### [Data lines]
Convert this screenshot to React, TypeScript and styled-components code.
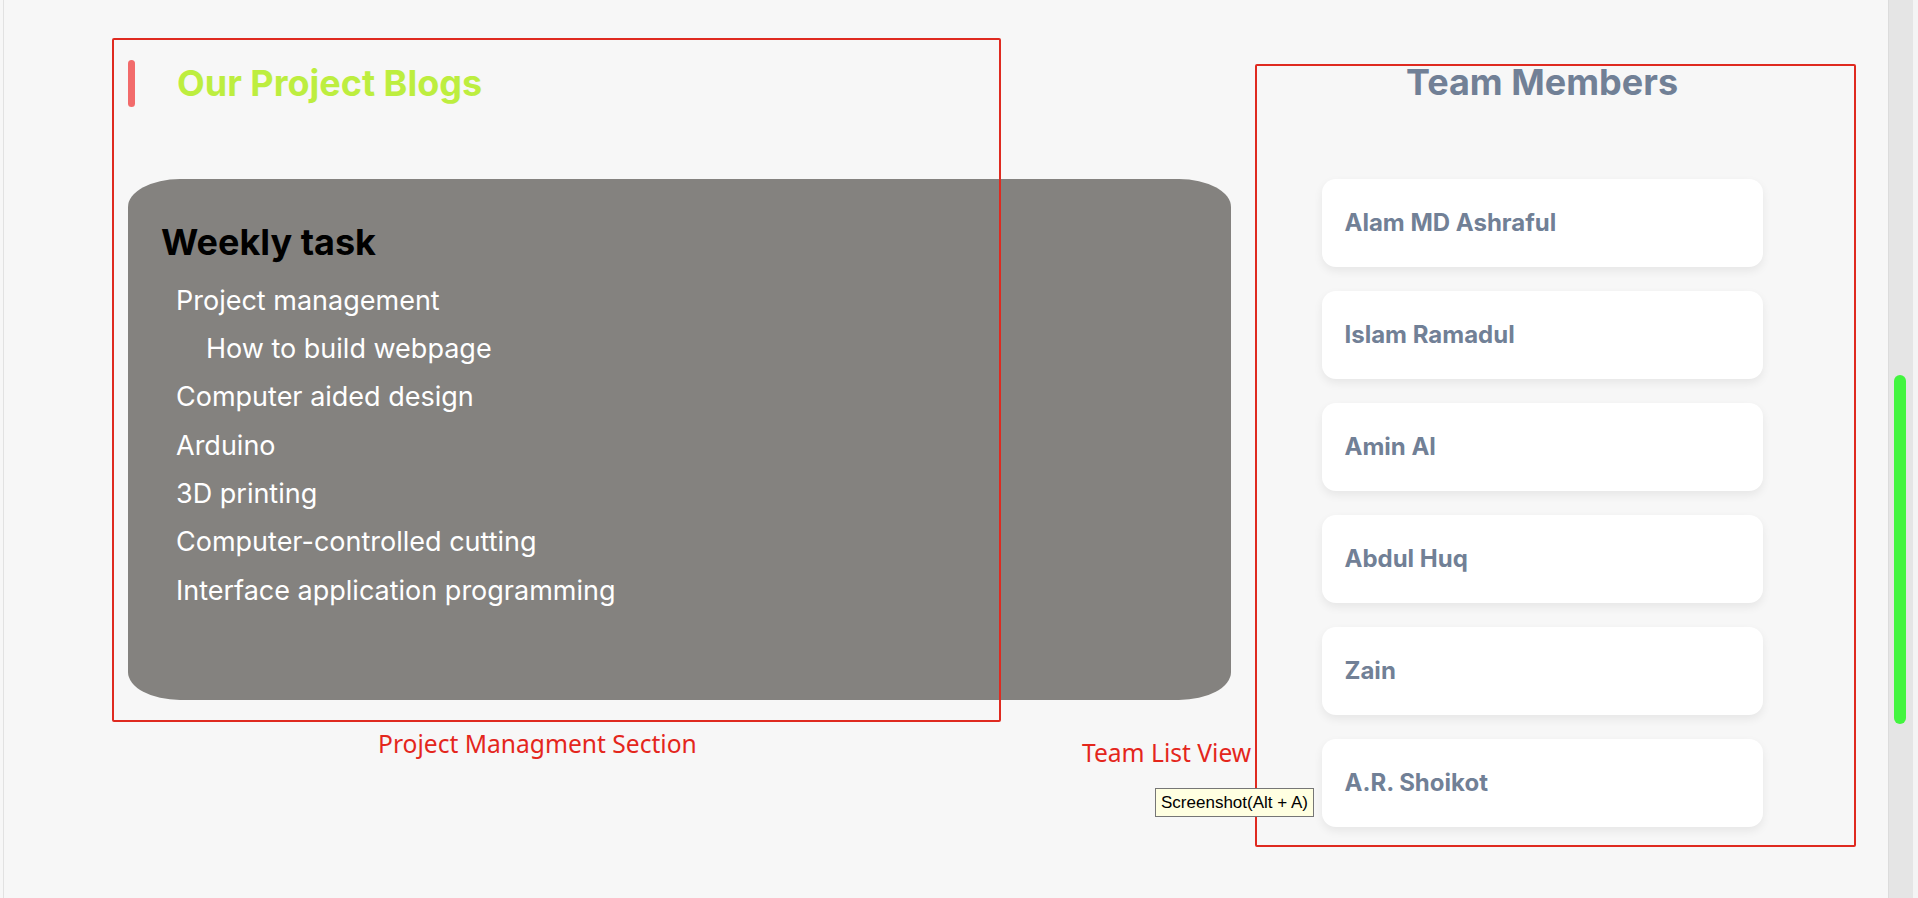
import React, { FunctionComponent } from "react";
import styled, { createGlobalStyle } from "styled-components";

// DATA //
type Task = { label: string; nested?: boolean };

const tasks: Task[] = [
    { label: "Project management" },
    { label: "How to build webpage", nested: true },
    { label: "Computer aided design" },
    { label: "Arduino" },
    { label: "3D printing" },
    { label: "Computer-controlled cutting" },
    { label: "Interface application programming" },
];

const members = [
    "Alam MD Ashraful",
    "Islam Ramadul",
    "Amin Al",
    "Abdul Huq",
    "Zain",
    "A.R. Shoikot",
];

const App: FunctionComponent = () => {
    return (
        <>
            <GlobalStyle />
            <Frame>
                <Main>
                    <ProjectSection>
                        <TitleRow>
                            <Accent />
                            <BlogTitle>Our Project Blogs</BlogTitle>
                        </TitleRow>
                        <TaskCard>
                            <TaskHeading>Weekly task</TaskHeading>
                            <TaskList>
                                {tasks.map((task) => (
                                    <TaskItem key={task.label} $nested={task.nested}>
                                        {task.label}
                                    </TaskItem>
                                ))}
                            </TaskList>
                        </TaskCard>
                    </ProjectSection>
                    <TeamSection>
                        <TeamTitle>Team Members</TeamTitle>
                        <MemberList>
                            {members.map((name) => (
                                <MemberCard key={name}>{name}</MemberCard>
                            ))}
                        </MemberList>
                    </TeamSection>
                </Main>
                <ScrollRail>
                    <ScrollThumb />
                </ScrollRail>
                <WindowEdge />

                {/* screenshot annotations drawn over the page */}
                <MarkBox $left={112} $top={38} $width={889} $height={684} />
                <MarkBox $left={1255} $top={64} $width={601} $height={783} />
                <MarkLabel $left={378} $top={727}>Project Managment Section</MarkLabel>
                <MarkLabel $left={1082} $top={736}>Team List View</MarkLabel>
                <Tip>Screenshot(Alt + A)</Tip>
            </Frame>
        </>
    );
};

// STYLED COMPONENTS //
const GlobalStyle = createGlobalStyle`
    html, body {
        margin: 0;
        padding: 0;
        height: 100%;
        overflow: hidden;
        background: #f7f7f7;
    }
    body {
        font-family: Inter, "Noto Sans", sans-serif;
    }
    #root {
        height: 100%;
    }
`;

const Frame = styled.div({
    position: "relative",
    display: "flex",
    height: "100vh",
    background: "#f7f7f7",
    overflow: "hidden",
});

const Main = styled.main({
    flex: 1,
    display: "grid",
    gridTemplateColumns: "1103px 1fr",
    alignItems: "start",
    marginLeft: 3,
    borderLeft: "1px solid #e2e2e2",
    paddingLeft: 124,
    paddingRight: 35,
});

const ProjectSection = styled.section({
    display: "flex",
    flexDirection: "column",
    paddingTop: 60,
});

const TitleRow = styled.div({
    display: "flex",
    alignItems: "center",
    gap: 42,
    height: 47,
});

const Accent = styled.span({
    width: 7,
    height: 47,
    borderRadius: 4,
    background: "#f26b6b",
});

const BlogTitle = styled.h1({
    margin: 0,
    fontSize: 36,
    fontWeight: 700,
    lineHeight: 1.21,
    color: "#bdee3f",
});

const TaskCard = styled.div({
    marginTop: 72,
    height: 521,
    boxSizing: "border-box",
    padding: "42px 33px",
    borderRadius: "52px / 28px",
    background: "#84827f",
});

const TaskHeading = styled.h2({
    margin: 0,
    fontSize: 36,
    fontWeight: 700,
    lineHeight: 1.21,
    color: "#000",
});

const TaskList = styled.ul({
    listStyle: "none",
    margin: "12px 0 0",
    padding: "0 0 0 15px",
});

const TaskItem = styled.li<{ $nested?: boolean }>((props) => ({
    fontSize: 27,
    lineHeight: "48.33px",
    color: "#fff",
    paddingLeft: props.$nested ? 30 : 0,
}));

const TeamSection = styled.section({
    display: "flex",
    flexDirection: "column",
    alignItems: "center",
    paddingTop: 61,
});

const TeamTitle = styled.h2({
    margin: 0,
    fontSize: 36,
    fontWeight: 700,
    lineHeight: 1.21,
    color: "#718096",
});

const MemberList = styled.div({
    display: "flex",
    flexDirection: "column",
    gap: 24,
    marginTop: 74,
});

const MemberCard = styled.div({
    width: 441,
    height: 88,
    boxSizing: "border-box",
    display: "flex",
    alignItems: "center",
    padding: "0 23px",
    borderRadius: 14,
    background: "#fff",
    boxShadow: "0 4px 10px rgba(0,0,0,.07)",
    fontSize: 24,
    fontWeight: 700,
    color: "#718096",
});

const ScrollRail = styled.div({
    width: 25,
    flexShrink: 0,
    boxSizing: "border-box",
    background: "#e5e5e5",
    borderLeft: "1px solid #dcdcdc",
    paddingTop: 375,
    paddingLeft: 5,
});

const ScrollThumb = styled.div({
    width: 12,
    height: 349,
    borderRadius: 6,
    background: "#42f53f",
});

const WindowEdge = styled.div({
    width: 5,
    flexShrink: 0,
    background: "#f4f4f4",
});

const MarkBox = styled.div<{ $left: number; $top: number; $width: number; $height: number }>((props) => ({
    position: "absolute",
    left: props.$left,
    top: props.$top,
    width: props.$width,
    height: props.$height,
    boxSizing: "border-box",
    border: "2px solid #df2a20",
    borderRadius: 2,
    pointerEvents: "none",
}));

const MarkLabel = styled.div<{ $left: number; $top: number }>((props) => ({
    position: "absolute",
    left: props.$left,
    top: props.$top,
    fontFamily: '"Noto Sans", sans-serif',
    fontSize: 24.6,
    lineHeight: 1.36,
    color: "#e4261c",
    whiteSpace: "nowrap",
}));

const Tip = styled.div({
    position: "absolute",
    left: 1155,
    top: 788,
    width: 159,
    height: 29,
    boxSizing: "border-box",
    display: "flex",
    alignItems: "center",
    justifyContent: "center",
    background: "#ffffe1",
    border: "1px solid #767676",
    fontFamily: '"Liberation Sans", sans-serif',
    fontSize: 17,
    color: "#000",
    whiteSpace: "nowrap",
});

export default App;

### [What is expected]
Transcribe exactly, with no pictures, the lines running from the first line of the material through the line holding "string; nested?: boolean".

### [Output below]
Convert this screenshot to React, TypeScript and styled-components code.
import React, { FunctionComponent } from "react";
import styled, { createGlobalStyle } from "styled-components";

// DATA //
type Task = { label: string; nested?: boolean };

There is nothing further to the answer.